**Dataset excerpt**
:::
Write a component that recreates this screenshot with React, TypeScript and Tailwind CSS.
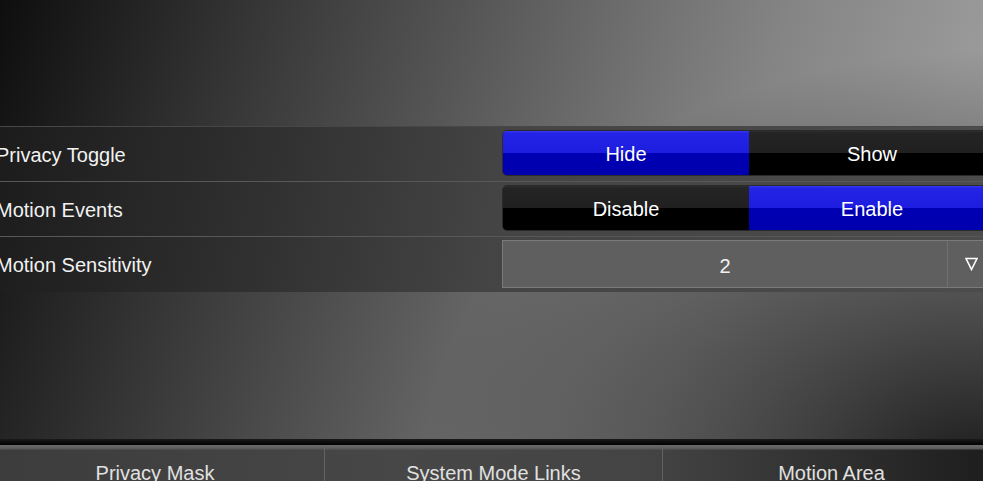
import React from "react";

const font = "font-['Liberation_Sans',Arial,Helvetica,sans-serif]";

function Segmented({ left, right, active }: { left: string; right: string; active: "left" | "right" }) {
  const on =
    "bg-[linear-gradient(to_bottom,#3a3af4_0px,#2424e6_2px,#1d1de0_50%,#0000b4_50%,#0000ae_100%)]";
  const off =
    "bg-[linear-gradient(to_bottom,#2e2e2e_0px,#242424_2px,#202020_50%,#000_50%,#000_100%)]";
  return (
    <div className="flex h-[46px] overflow-hidden rounded-[5px] border border-[#2a2a2a] text-[20px] text-white">
      <div className={`flex flex-1 items-center justify-center pt-[2px] ${active === "left" ? on : off}`}>{left}</div>
      <div className={`flex flex-1 items-center justify-center pt-[2px] ${active === "right" ? on : off}`}>{right}</div>
    </div>
  );
}

function Row({ label, children, last }: { label: string; children: React.ReactNode; last?: boolean }) {
  return (
    <div className={`flex h-[55px] items-start pt-[3px] ${last ? "" : "border-b border-[#585858]"}`}>
      <div className="flex h-[46px] flex-1 items-center pl-[10px] pt-[3px] text-[20px] text-[#f2f2f2]">{label}</div>
      <div className="mr-[4px] w-[494px]">{children}</div>
    </div>
  );
}

export default function App() {
  return (
    <div
      className={`h-[481px] w-full overflow-hidden ${font} bg-[radial-gradient(ellipse_560px_430px_at_100%_100%,rgba(0,0,0,0.85),rgba(0,0,0,0)),linear-gradient(108deg,#0e0e0e_0%,#333_21%,#585858_43%,#777_61%,#858585_70%,#989898_86%,#a0a0a0_100%)]`}
    >
      <div className="-ml-[14px] flex w-[1014px] flex-col">
        <div className="h-[126px]" />

        <div className="border-t border-[#474747] bg-[linear-gradient(100deg,#1b1b1b_0%,#2e2e2e_25%,#444_50%,#4c4c4c_100%)]">
          <Row label="Privacy Toggle">
            <Segmented left="Hide" right="Show" active="left" />
          </Row>
          <Row label="Motion Events">
            <Segmented left="Disable" right="Enable" active="right" />
          </Row>
          <Row label="Motion Sensitivity" last>
            <div className="flex h-[48px] border-[1.5px] border-[#7a7a7a] bg-[#5f5f5f] text-[20px] text-[#f2f2f2]">
              <div className="flex flex-1 items-center justify-center pt-[3px]">2</div>
              <div className="flex w-[48px] items-center justify-center border-l border-[#707070]">
                <svg width="13" height="14" viewBox="0 0 13 14">
                  <path d="M1 1.5 H12 L6.5 12.5 Z" fill="none" stroke="#fff" strokeWidth="1.6" strokeLinejoin="miter" />
                </svg>
              </div>
            </div>
          </Row>
        </div>

        <div className="h-[147px]" />

        <div className="h-[6px] bg-[linear-gradient(to_bottom,#1a1a1a,#000)]" />
        <div className="grid h-[54px] grid-cols-3 bg-[linear-gradient(to_bottom,#6c6c6c_0px,#585858_4px,rgba(0,0,0,0)_5px),linear-gradient(to_right,#3c3c3c_0%,#474747_40%,#444_65%,#2e2e2e_85%,#1c1c1c_100%)] text-[20px] text-[#e0e0e0]">
          <div className="flex items-center justify-center pt-[1px]">Privacy Mask</div>
          <div className="flex items-center justify-center border-l border-[#636363] pt-[1px]">System Mode Links</div>
          <div className="flex items-center justify-center border-l border-[#636363] pt-[1px]">Motion Area</div>
        </div>
      </div>
    </div>
  );
}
:::
**What is needed**
Copy out all the data exactly; skip the pictures.

**Solution**
Write a component that recreates this screenshot with React, TypeScript and Tailwind CSS.
import React from "react";

const font = "font-['Liberation_Sans',Arial,Helvetica,sans-serif]";

function Segmented({ left, right, active }: { left: string; right: string; active: "left" | "right" }) {
  const on =
    "bg-[linear-gradient(to_bottom,#3a3af4_0px,#2424e6_2px,#1d1de0_50%,#0000b4_50%,#0000ae_100%)]";
  const off =
    "bg-[linear-gradient(to_bottom,#2e2e2e_0px,#242424_2px,#202020_50%,#000_50%,#000_100%)]";
  return (
    <div className="flex h-[46px] overflow-hidden rounded-[5px] border border-[#2a2a2a] text-[20px] text-white">
      <div className={`flex flex-1 items-center justify-center pt-[2px] ${active === "left" ? on : off}`}>{left}</div>
      <div className={`flex flex-1 items-center justify-center pt-[2px] ${active === "right" ? on : off}`}>{right}</div>
    </div>
  );
}

function Row({ label, children, last }: { label: string; children: React.ReactNode; last?: boolean }) {
  return (
    <div className={`flex h-[55px] items-start pt-[3px] ${last ? "" : "border-b border-[#585858]"}`}>
      <div className="flex h-[46px] flex-1 items-center pl-[10px] pt-[3px] text-[20px] text-[#f2f2f2]">{label}</div>
      <div className="mr-[4px] w-[494px]">{children}</div>
    </div>
  );
}

export default function App() {
  return (
    <div
      className={`h-[481px] w-full overflow-hidden ${font} bg-[radial-gradient(ellipse_560px_430px_at_100%_100%,rgba(0,0,0,0.85),rgba(0,0,0,0)),linear-gradient(108deg,#0e0e0e_0%,#333_21%,#585858_43%,#777_61%,#858585_70%,#989898_86%,#a0a0a0_100%)]`}
    >
      <div className="-ml-[14px] flex w-[1014px] flex-col">
        <div className="h-[126px]" />

        <div className="border-t border-[#474747] bg-[linear-gradient(100deg,#1b1b1b_0%,#2e2e2e_25%,#444_50%,#4c4c4c_100%)]">
          <Row label="Privacy Toggle">
            <Segmented left="Hide" right="Show" active="left" />
          </Row>
          <Row label="Motion Events">
            <Segmented left="Disable" right="Enable" active="right" />
          </Row>
          <Row label="Motion Sensitivity" last>
            <div className="flex h-[48px] border-[1.5px] border-[#7a7a7a] bg-[#5f5f5f] text-[20px] text-[#f2f2f2]">
              <div className="flex flex-1 items-center justify-center pt-[3px]">2</div>
              <div className="flex w-[48px] items-center justify-center border-l border-[#707070]">
                <svg width="13" height="14" viewBox="0 0 13 14">
                  <path d="M1 1.5 H12 L6.5 12.5 Z" fill="none" stroke="#fff" strokeWidth="1.6" strokeLinejoin="miter" />
                </svg>
              </div>
            </div>
          </Row>
        </div>

        <div className="h-[147px]" />

        <div className="h-[6px] bg-[linear-gradient(to_bottom,#1a1a1a,#000)]" />
        <div className="grid h-[54px] grid-cols-3 bg-[linear-gradient(to_bottom,#6c6c6c_0px,#585858_4px,rgba(0,0,0,0)_5px),linear-gradient(to_right,#3c3c3c_0%,#474747_40%,#444_65%,#2e2e2e_85%,#1c1c1c_100%)] text-[20px] text-[#e0e0e0]">
          <div className="flex items-center justify-center pt-[1px]">Privacy Mask</div>
          <div className="flex items-center justify-center border-l border-[#636363] pt-[1px]">System Mode Links</div>
          <div className="flex items-center justify-center border-l border-[#636363] pt-[1px]">Motion Area</div>
        </div>
      </div>
    </div>
  );
}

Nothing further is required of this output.